Given exercise: From the listing below, copy word for word every line starting at the one that includes "Recreate this image" and ending at the one that includes "COMPONENT --- //"; the pictures are omitted.

Listing:

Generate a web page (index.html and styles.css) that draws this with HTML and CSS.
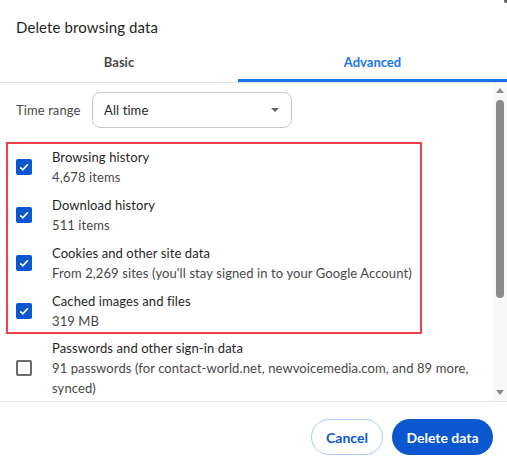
FILE: index.html
```html
<!DOCTYPE html>
<html>
<head>
<meta charset="utf-8">
<link rel="stylesheet" href="styles.css">
</head>
<body>
<div class="dialog">
  <div class="corner"></div>
  <div class="header">Delete browsing data</div>
  <div class="tabs">
    <div class="tab basic">Basic</div>
    <div class="tab active">Advanced</div>
  </div>
  <div class="scroll">
    <div class="content">
      <div class="range">
        <span class="range-label">Time range</span>
        <div class="select">
          <span>All time</span>
          <span class="caret"></span>
        </div>
      </div>
      <div class="highlight">
        <div class="row">
          <span class="cb checked"><svg viewBox="0 0 16 16" width="16" height="16"><path d="M4.2 8.3l2.6 2.5 5-5.4" fill="none" stroke="#fff" stroke-width="1.6"/></svg></span>
          <div class="txt"><div class="t">Browsing history</div><div class="s">4,678 items</div></div>
        </div>
        <div class="row">
          <span class="cb checked"><svg viewBox="0 0 16 16" width="16" height="16"><path d="M4.2 8.3l2.6 2.5 5-5.4" fill="none" stroke="#fff" stroke-width="1.6"/></svg></span>
          <div class="txt"><div class="t">Download history</div><div class="s">511 items</div></div>
        </div>
        <div class="row">
          <span class="cb checked"><svg viewBox="0 0 16 16" width="16" height="16"><path d="M4.2 8.3l2.6 2.5 5-5.4" fill="none" stroke="#fff" stroke-width="1.6"/></svg></span>
          <div class="txt"><div class="t">Cookies and other site data</div><div class="s">From 2,269 sites (you'll stay signed in to your Google Account)</div></div>
        </div>
        <div class="row">
          <span class="cb checked"><svg viewBox="0 0 16 16" width="16" height="16"><path d="M4.2 8.3l2.6 2.5 5-5.4" fill="none" stroke="#fff" stroke-width="1.6"/></svg></span>
          <div class="txt"><div class="t">Cached images and files</div><div class="s">319 MB</div></div>
        </div>
      </div>
      <div class="row plain">
        <span class="cb"></span>
        <div class="txt"><div class="t">Passwords and other sign-in data</div><div class="s">91 passwords (for contact-world.net, newvoicemedia.com, and 89 more, synced)</div></div>
      </div>
    </div>
    <div class="scrollbar">
      <span class="arrow up"></span>
      <span class="thumb"></span>
      <span class="arrow down"></span>
    </div>
  </div>
  <div class="footer">
    <button class="btn cancel">Cancel</button>
    <button class="btn primary">Delete data</button>
  </div>
</div>
</body>
</html>
```
FILE: styles.css
```css
* { box-sizing: border-box; }
html, body { margin: 0; padding: 0; background: #fff; }
body {
  font-family: Lato, "Noto Sans", sans-serif;
  color: #1f1f1f;
  width: 507px;
  height: 470px;
  overflow: hidden;
}
.dialog { position: relative; width: 507px; height: 470px; display: flex; flex-direction: column; }
.corner {
  position: absolute; top: 0; right: 0; width: 3px; height: 3px;
  background: #5f6368; border-bottom-left-radius: 2px;
}
.header {
  height: 44px;
  padding: 17px 0 0 16px;
  font-size: 15px;
  line-height: 20px;
  letter-spacing: 0.1px;
  color: #1f1f1f;
}
.tabs {
  display: flex;
  height: 39px;
  border-bottom: 1px solid #e3e3e3;
}
.tab {
  flex: 1;
  text-align: center;
  font-size: 13px;
  font-weight: 700;
  line-height: 20px;
  padding-top: 8px;
  color: #474747;
}
.tab.basic { flex: none; width: 238px; }
.tab.active { color: #1a73e8; box-shadow: inset 0 -3px 0 #1a73e8; }
.scroll {
  height: 319px;
  display: flex;
  border-bottom: 1px solid #e3e3e3;
}
.content { flex: 1; padding: 9px 0 0 0; }
.range { display: flex; align-items: center; padding-left: 16px; }
.range-label { font-size: 13px; color: #474747; line-height: 20px; width: 76px; flex: none; letter-spacing: 0.1px; }
.select {
  width: 200px;
  height: 36px;
  border: 1px solid #c7c7c7;
  border-radius: 8px;
  display: flex;
  align-items: center;
  justify-content: space-between;
  padding: 0 12px 0 11px;
  font-size: 13px;
  letter-spacing: 0.1px;
  color: #1f1f1f;
}
.caret {
  width: 0; height: 0;
  border-left: 4px solid transparent;
  border-right: 4px solid transparent;
  border-top: 4px solid #5f6368;
}
.highlight {
  margin: 14px 0 0 6px;
  width: 416px;
  border: 2px solid #ef4349;
  padding: 3px 8px 1px;
  display: flex;
  flex-direction: column;
  gap: 8px;
}
.row { display: flex; align-items: center; gap: 20px; }
.row.plain { padding: 4px 0 0 16px; }
.cb {
  width: 16px; height: 16px; flex: none;
  border: 2px solid #6b6b6b;
  border-radius: 2px;
  display: flex;
}
.cb.checked { background: #0b57d0; border: none; }
.txt { font-size: 13px; line-height: 20px; letter-spacing: 0.1px; }
.t { color: #1f1f1f; }
.s { color: #474747; }
.row.plain .txt { padding-right: 12px; }
.scrollbar {
  width: 14px;
  background: #f8f8f8;
  display: flex;
  flex-direction: column;
  align-items: center;
  padding-top: 5px;
}
.arrow { width: 0; height: 0; border-left: 4px solid transparent; border-right: 4px solid transparent; }
.arrow.up { border-bottom: 5px solid #8a8a8a; }
.arrow.down { border-top: 5px solid #8a8a8a; margin-top: auto; margin-bottom: 6px; }
.thumb {
  width: 8px; height: 198px;
  background: #8a8a8a;
  border-radius: 4px;
  margin-top: 7px;
}
.footer {
  display: flex;
  justify-content: flex-end;
  gap: 9px;
  padding: 17px 14px 0 0;
}
.btn {
  height: 36px;
  border-radius: 18px;
  font-family: Lato, "Noto Sans", sans-serif;
  font-size: 14px;
  font-weight: 700;
  padding: 0;
  white-space: nowrap;
}
.cancel { width: 72px; background: #fff; color: #0b57d0; border: 1px solid #a8c7fa; }
.primary { width: 101px; background: #0b57d0; color: #fff; border: none; }
```
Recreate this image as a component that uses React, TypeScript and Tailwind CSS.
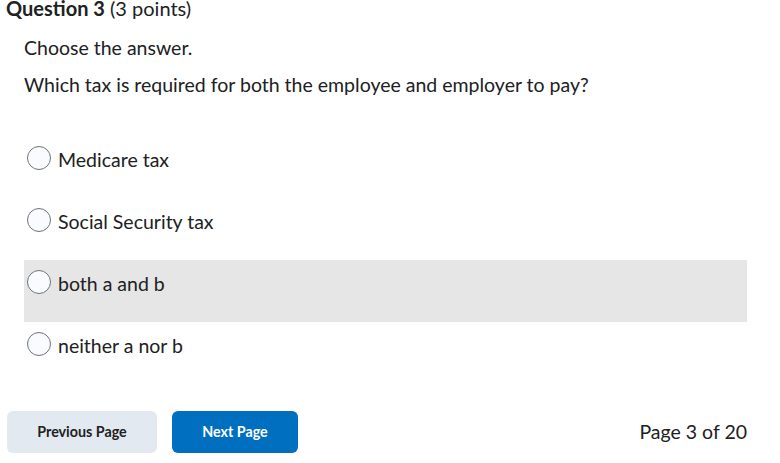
import React from 'react';

// --- DATA --- //

const OPTIONS = [
    { label: 'Medicare tax', highlighted: false },
    { label: 'Social Security tax', highlighted: false },
    { label: 'both a and b', highlighted: true },
    { label: 'neither a nor b', highlighted: false },
];

// --- SUB-COMPONENTS --- //

const RadioOption: React.FC<{ label: string; highlighted: boolean }> = ({ label, highlighted }) => (
    <label
        className={`flex items-start gap-[7px] h-[62px] pt-[10px] pl-[3px] cursor-pointer ${highlighted ? 'bg-[#e6e6e6]' : ''}`}
    >
        <span className="w-[24px] h-[24px] rounded-full border border-[#6e7477] bg-[#f9fbff] flex-shrink-0" />
        <span className="pt-[1px] text-[19.5px] leading-[26px] text-[#202122]">{label}</span>
    </label>
);

// --- MAIN COMPONENT --- //

export default function App() {
    return (
        <div className="w-[780px] h-[463px] bg-white overflow-hidden" style={{ fontFamily: 'Lato, "Noto Sans", sans-serif' }}>
            <h2 className="pl-[6px] text-[20px] leading-[16px] text-[#202122]">
                <span className="font-bold">Question 3</span> (3 points)
            </h2>
            <div className="pl-[24px] pr-[33px]">
                <p className="mt-[19px] text-[19.5px] leading-[26px] text-[#202122]">Choose the answer.</p>
                <p className="mt-[11px] text-[19.5px] leading-[26px] text-[#202122]">
                    Which tax is required for both the employee and employer to pay?
                </p>
                <div className="mt-[38px] flex flex-col">
                    {OPTIONS.map((o) => (
                        <RadioOption key={o.label} label={o.label} highlighted={o.highlighted} />
                    ))}
                </div>
            </div>
            <div className="mt-[27px] pl-[7px] pr-[33px] flex items-center">
                <button className="w-[150px] h-[42px] rounded-[6px] bg-[#e3e9f1] text-[14.3px] font-bold text-[#202122]">
                    Previous Page
                </button>
                <button className="ml-[15px] w-[126px] h-[42px] rounded-[6px] bg-[#006fbf] text-[14.3px] font-bold text-white">
                    Next Page
                </button>
                <span className="ml-auto text-[19.5px] text-[#202122]">Page 3 of 20</span>
            </div>
        </div>
    );
}
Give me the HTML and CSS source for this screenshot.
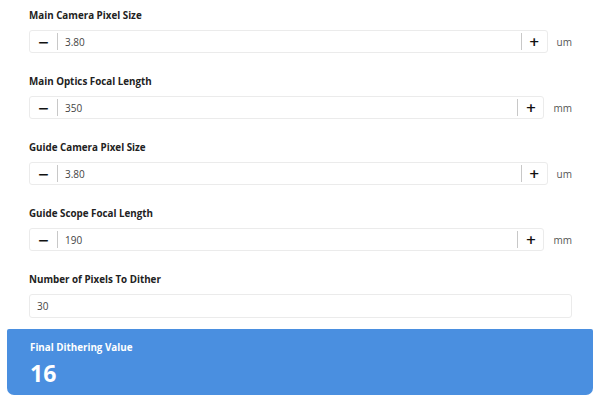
FILE: index.html
```html
<!DOCTYPE html>
<html lang="en">
<head>
    <title>Dithering Calculator</title>
    <meta charset="UTF-8" />
    <link rel="stylesheet" href="styles.css">
</head>
<body>
    <div class="fields">
        <div class="field">
            <label>Main Camera Pixel Size</label>
            <div class="row">
                <div class="stepper">
                    <button class="minus">&minus;</button>
                    <input type="text" value="3.80">
                    <button class="plus">+</button>
                </div>
                <span class="unit">um</span>
            </div>
        </div>
        <div class="field">
            <label>Main Optics Focal Length</label>
            <div class="row">
                <div class="stepper">
                    <button class="minus">&minus;</button>
                    <input type="text" value="350">
                    <button class="plus">+</button>
                </div>
                <span class="unit">mm</span>
            </div>
        </div>
        <div class="field">
            <label>Guide Camera Pixel Size</label>
            <div class="row">
                <div class="stepper">
                    <button class="minus">&minus;</button>
                    <input type="text" value="3.80">
                    <button class="plus">+</button>
                </div>
                <span class="unit">um</span>
            </div>
        </div>
        <div class="field">
            <label>Guide Scope Focal Length</label>
            <div class="row">
                <div class="stepper">
                    <button class="minus">&minus;</button>
                    <input type="text" value="190">
                    <button class="plus">+</button>
                </div>
                <span class="unit">mm</span>
            </div>
        </div>
        <div class="field last">
            <label>Number of Pixels To Dither</label>
            <input class="plain" type="text" value="30">
        </div>
    </div>

    <div class="result">
        <div class="result-label">Final Dithering Value</div>
        <div class="result-value">16</div>
    </div>
</body>
</html>
```

FILE: styles.css
```css
body {
    font-family: "Open Sans", "Noto Sans", sans-serif;
    margin: 0;
    background: #fff;
    color: #333;
}
.fields {
    padding: 8px 28px 0 29px;
}
.field {
    margin-bottom: 21px;
}
.field.last {
    margin-bottom: 0;
}
.field label {
    display: block;
    font-size: 9.8px;
    font-weight: 700;
    line-height: 15px;
    color: #222;
    margin-bottom: 7px;
}
.row {
    display: flex;
    align-items: center;
}
.stepper {
    flex: 1;
    display: flex;
    height: 23px;
    box-sizing: border-box;
    border: 1px solid #ebebeb;
    border-radius: 3px;
    background: #fff;
}
.stepper button {
    width: 28px;
    border: none;
    background: none;
    font-family: "DejaVu Sans", sans-serif;
    font-weight: 700;
    font-size: 14px;
    color: #111;
    padding: 0;
    margin: 2px 0;
    line-height: 1;
}
.stepper .minus {
    border-right: 1px solid #c8c8c8;
}
.stepper .plus {
    border-left: 1px solid #c8c8c8;
    width: 26px;
    font-size: 13px;
}
.stepper input {
    flex: 1;
    min-width: 0;
    border: none;
    outline: none;
    padding: 0 0 0 7px;
    font-family: inherit;
    font-size: 10px;
    color: #444;
}
.unit {
    font-size: 10px;
    color: #555;
    margin-left: 9px;
}
input.plain {
    display: block;
    width: 100%;
    box-sizing: border-box;
    height: 24px;
    border: 1px solid #ebebeb;
    border-radius: 3px;
    padding: 0 0 0 7px;
    font-family: inherit;
    font-size: 10px;
    color: #444;
    outline: none;
}
.result {
    margin: 11px 7px 0;
    padding: 12px 23px 7px;
    background: #4a8fe0;
    border-radius: 2px 2px 7px 7px;
    color: #fff;
}
.result-label {
    font-size: 9.8px;
    font-weight: 700;
    line-height: 14px;
}
.result-value {
    font-size: 23px;
    font-weight: 700;
    line-height: 30px;
    margin-top: 3px;
}
```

Reply to the exercise:
Recreate this image as a component that uses React, TypeScript and Tailwind CSS.
import React from 'react';

// --- DATA --- //

const OPTIONS = [
    { label: 'Medicare tax', highlighted: false },
    { label: 'Social Security tax', highlighted: false },
    { label: 'both a and b', highlighted: true },
    { label: 'neither a nor b', highlighted: false },
];

// --- SUB-COMPONENTS --- //

const RadioOption: React.FC<{ label: string; highlighted: boolean }> = ({ label, highlighted }) => (
    <label
        className={`flex items-start gap-[7px] h-[62px] pt-[10px] pl-[3px] cursor-pointer ${highlighted ? 'bg-[#e6e6e6]' : ''}`}
    >
        <span className="w-[24px] h-[24px] rounded-full border border-[#6e7477] bg-[#f9fbff] flex-shrink-0" />
        <span className="pt-[1px] text-[19.5px] leading-[26px] text-[#202122]">{label}</span>
    </label>
);

// --- MAIN COMPONENT --- //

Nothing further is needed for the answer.